Henrietta Harris | Second Best

November 9 - 20, 2019

MIAMI, Fla. (Oct 8th, 2019) – Robert Fontaine Gallery, located in the heart of the Wynwood Arts District, will showcase new works by New Zealand based artist Henrietta Harris in a solo exhibition entitled “Second Best” The opening reception will be held Saturday, November 9 from 7 to 9 p.m. during Wynwood’s Second Saturday Art Walk. The exhibit will be on view November 9 through November 20.

Henrietta Harris, is a New Zealand based artist who explores, the human condition, through a muted, soft and weightless palette. The faces in her paintings are often of young subjects, with gleaming eyes, filled with a sense of hope and confusion. As a result her paintings, as physical objects breathe life, conveying all the vulnerabilities and truths that are deeply obvious in each frozen face that she has left for us to explore.

In her process Harris decides on each portrait as she primes the canvas. Her paintings although formal do not come from preliminary drawings or sketches, but rather, find their way into existence simply by an undetermined process, where color meets the canvas.

Consistent throughout her body of work, including those in her newest solo exhibition Second Best Henrietta’s style and mission as a painter is that of a story teller. Documenting and distorted faces and personalities are of particular curiosity to her mission. In her own words: my paintings represent a stream of consciousness.
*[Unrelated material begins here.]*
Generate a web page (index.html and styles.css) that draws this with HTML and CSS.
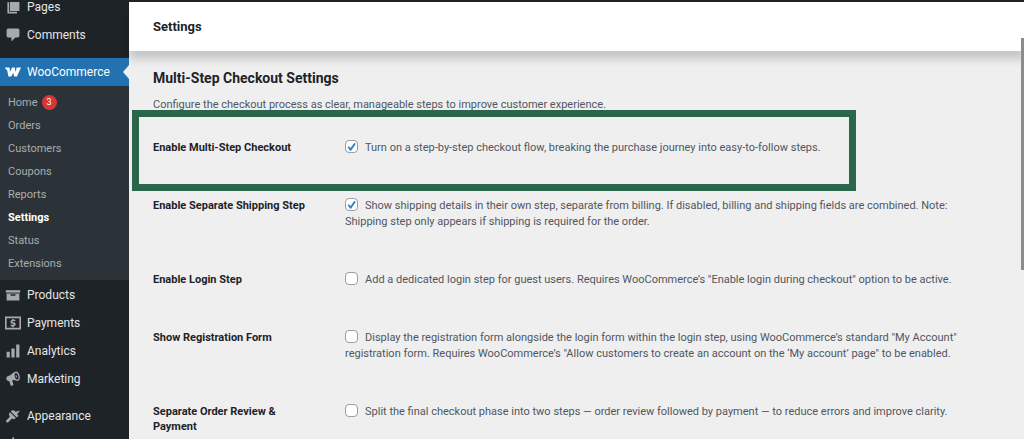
FILE: index.html
```html
<!DOCTYPE html>
<html lang="en">
<head>
  <meta charset="UTF-8">
  <meta name="viewport" content="width=device-width, initial-scale=1.0">
  <title>Settings - WooCommerce</title>
  <link rel="stylesheet" href="styles.css">
</head>
<body>
  <div class="admin-bar"></div>
  <div class="wrap">
    <nav class="sidebar">
      <ul class="menu">
        <li><a href="#"><svg viewBox="0 0 20 20"><path d="M6 15V2h12v13z"/><path d="M3 4v14h12v-2H5V4z"/></svg>Pages</a></li>
        <li><a href="#"><svg viewBox="0 0 20 20"><path d="M4 2h12c1.100 0 2 .9 2 2v7c0 1.100-.9 2-2 2h-3l-5 5v-5H4c-1.100 0-2-.9-2-2V4c0-1.100.9-2 2-2z"/></svg>Comments</a></li>
        <li class="separator"></li>
        <li class="current">
          <a href="#"><svg viewBox="0 0 20 20"><path d="M0 4.500h5.700L6.200 10 8.900 4.500h3.400L12.900 10l1.800-5.500H20L15 15.500h-3.600l-1-4.500-2.500 4.500H4.300L2.800 8.300C2.600 7.300 2 7 1 7z"/></svg>WooCommerce</a>
          <ul class="submenu">
            <li><a href="#">Home <span class="badge">3</span></a></li>
            <li><a href="#">Orders</a></li>
            <li><a href="#">Customers</a></li>
            <li><a href="#">Coupons</a></li>
            <li><a href="#">Reports</a></li>
            <li><a href="#" class="active">Settings</a></li>
            <li><a href="#">Status</a></li>
            <li><a href="#">Extensions</a></li>
          </ul>
        </li>
        <li><a href="#"><svg viewBox="0 0 20 20"><path d="M1 4h18v3H1z"/><path fill-rule="evenodd" d="M2 8h16v9H2zM7 9v2h6V9z"/></svg>Products</a></li>
        <li><a href="#"><svg viewBox="0 0 20 20"><path fill-rule="evenodd" d="M0 2h20v16H0zM2 4v12h16V4z"/><path d="M13 7.500V6h-2V5H9v1.200C5.800 7 6.300 10.500 9 11h1.500v1.300H7V14h2v1.200h2V14c3.200-.6 3-4.400.2-4.900H9.300V7.700z"/></svg>Payments</a></li>
        <li><a href="#"><svg viewBox="0 0 20 20"><path d="M2 11h4v7H2zM8 7h4v11H8zM14 2h4v16h-4z"/></svg>Analytics</a></li>
        <li><a href="#"><svg viewBox="0 0 20 20"><path fill-rule="evenodd" d="M18.200 5.900c.7 3 .2 5.800-2 6.400-1.300.3-3.100-.5-4.900-1L9 11.600l1.600 6-3.200 1.100-2.200-6.300C1.500 13.400 0 7.500 4 6.400 8 5.100 9.800 1.500 13 .8c2.600-.6 4.500 2 5.200 5.100zM15.600 10.800c1.300-.4 1.600-2.400 1-4.600-.6-2.300-1.900-3.900-3.200-3.600-1.300.4-1.700 2.500-1.100 4.700.6 2.300 2 3.800 3.300 3.500zM13.300 5.200c1.600-.4 2.300 2.700.9 3.100-.6-.4-1.100-2.200-.9-3.100z"/></svg>Marketing</a></li>
        <li class="separator"></li>
        <li><a href="#"><svg viewBox="0 0 20 20"><path d="M14.500 11.500 7.200 4.300C8.800 3 10 2.300 11.500 3.200L13 4.800l5.800-1.600-3.600 4.500 1.400 1.700c.5 1-.7 2-2.100 2.100zM6.300 5.300l7.200 7.200-1.800 1.500-2.900-.8-4.700 4.500C2.500 19.100.2 17.300 1.500 15.700l4.400-4.600-1.100-3.600z"/></svg>Appearance</a></li>
        <li><a href="#"><svg viewBox="0 0 20 20"><path d="M10 1l1.500 1.500L10 7l4 4 4-3 1 1-3 5-5 1-4 4-2-2 4-4-2-5z"/></svg></a></li>
      </ul>
    </nav>
    <main class="content">
      <header class="page-header">
        <h1>Settings</h1>
      </header>
      <form class="settings">
        <h2>Multi-Step Checkout Settings</h2>
        <p class="intro">Configure the checkout process as clear, manageable steps to improve customer experience.</p>

        <div class="row highlight">
          <label class="name" for="multiStep">Enable Multi-Step Checkout</label>
          <label class="option"><input type="checkbox" id="multiStep" checked>Turn on a step-by-step checkout flow, breaking the purchase journey into easy-to-follow steps.</label>
        </div>
        <div class="row">
          <label class="name" for="shippingStep">Enable Separate Shipping Step</label>
          <label class="option"><input type="checkbox" id="shippingStep" checked>Show shipping details in their own step, separate from billing. If disabled, billing and shipping fields are combined. Note: Shipping step only appears if shipping is required for the order.</label>
        </div>
        <div class="row">
          <label class="name" for="loginStep">Enable Login Step</label>
          <label class="option"><input type="checkbox" id="loginStep">Add a dedicated login step for guest users. Requires WooCommerce’s "Enable login during checkout" option to be active.</label>
        </div>
        <div class="row">
          <label class="name" for="registerForm">Show Registration Form</label>
          <label class="option"><input type="checkbox" id="registerForm">Display the registration form alongside the login form within the login step, using WooCommerce’s standard "My Account" registration form. Requires WooCommerce’s "Allow customers to create an account on the ‘My account’ page" to be enabled.</label>
        </div>
        <div class="row">
          <label class="name" for="orderReview">Separate Order Review &amp; Payment</label>
          <label class="option"><input type="checkbox" id="orderReview">Split the final checkout phase into two steps — order review followed by payment — to reduce errors and improve clarity.</label>
        </div>
      </form>
    </main>
  </div>
  <div class="scroll-thumb"></div>
</body>
</html>
```

FILE: styles.css
```css
* {
  box-sizing: border-box;
}
body {
  margin: 0;
  height: 100vh;
  overflow: hidden;
  display: flex;
  flex-direction: column;
  font-family: Roboto, sans-serif;
  font-size: 11px;
  line-height: 16px;
  color: #50575e;
  background: #efeff0;
}
.admin-bar {
  flex: none;
  height: 2px;
  background: #1d2327;
  z-index: 2;
}
.wrap {
  flex: 1;
  min-height: 0;
  display: flex;
}

/* admin menu */
.sidebar {
  flex: none;
  width: 129px;
  overflow: hidden;
  background: #1d2327;
}
.menu,
.submenu {
  margin: 0;
  padding: 0;
  list-style: none;
}
.menu {
  margin-top: -9px;
}
.menu a {
  display: flex;
  align-items: center;
  gap: 6px;
  height: 28px;
  padding-left: 5px;
  font-size: 12px;
  color: #e4e5e6;
  text-decoration: none;
}
.menu svg {
  width: 16px;
  height: 16px;
  fill: #a7aaad;
}
.menu .separator {
  height: 9px;
}
.menu .current {
  position: relative;
  margin-bottom: 1px;
}
.menu .current > a {
  color: #fff;
  background: #2271b1;
}
.current > a svg {
  fill: #fff;
}
.current::after {
  content: "";
  position: absolute;
  top: 7px;
  right: 0;
  border: 7px solid transparent;
  border-left: 0;
  border-right: 6px solid #efeff0;
}
.submenu {
  padding: 5px 0;
  background: #2c3338;
}
.menu .submenu a {
  gap: 4px;
  height: 23px;
  padding-left: 8px;
  font-size: 11px;
  color: #a9acaf;
}
.menu .submenu .active {
  font-weight: 700;
  color: #fff;
}
.badge {
  width: 15px;
  height: 15px;
  border-radius: 50%;
  font-size: 9px;
  line-height: 15px;
  text-align: center;
  color: #fff;
  background: #d63638;
}

/* settings page */
.content {
  flex: 1;
  min-width: 0;
}
.page-header {
  padding: 17px 24px 16px;
  background: #fff;
  box-shadow: 0 8px 9px rgba(0, 0, 0, 0.18);
}
h1 {
  margin: 0;
  font-size: 13px;
  line-height: 16px;
  color: #1d2327;
}
.settings {
  padding: 18px 40px 0 24px;
}
h2 {
  margin: 0 0 10px;
  font-size: 14px;
  line-height: 18px;
  color: #1d2327;
}
.intro {
  margin: 0;
}
.row {
  position: relative;
  display: flex;
  padding: 21px 0;
}
.intro + .row {
  margin-top: 6px;
}
.highlight::before {
  content: "";
  position: absolute;
  top: -9px;
  bottom: -14px;
  left: -21px;
  right: 128px;
  border: 7px solid #2b654c;
  pointer-events: none;
}
.name {
  flex: none;
  width: 192px;
  padding-right: 30px;
  font-weight: 700;
  line-height: 15px;
  color: #1d2327;
}
.option {
  flex: 1;
}
.option input {
  appearance: none;
  width: 13px;
  height: 13px;
  margin: 0 7px 0 0;
  border: 1px solid #9a9da1;
  border-radius: 4px;
  background: #fff;
  vertical-align: -2px;
}
.option input:checked {
  background: #fff url("data:image/svg+xml,%3Csvg xmlns='http://www.w3.org/2000/svg' viewBox='0 0 20 20'%3E%3Cpath d='M14.800 3.500 18 5.200 9.300 17.500H7.500L3 11.300l2.200-1.800 3.100 3z' fill='%233582c4'/%3E%3C/svg%3E") center / 11px no-repeat;
}
.scroll-thumb {
  position: fixed;
  top: 38px;
  right: 0;
  width: 3px;
  height: 232px;
  background: #8c8c8c;
}
```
High-resolution images, available upon request for use and publication.

 

ABOUT HENRIETTA HARRIS

Henrietta Harris is an Auckland-born artist and painter known for her series of distorted watercolor and gouache portraits. Through amazing technical skills, she makes memorable faces characterized by clean brushstrokes. Seemingly caught in moments of a romantic introspection bordering on spiritual transcendence, Harris’ subjects dissolve into swirls, scribbles, and line. Her inspiring, mutable and memorable portraits, hands, faces, brains, glaciers seem to float away from each other, reminding viewers of those moments when your body is present but your mind drifts away to another place far away with the reality that you are in. Her pastel-toned watercolors are calling the person in front of them for closer examination, promising a trip to borderless landscapes, stripped from time and space.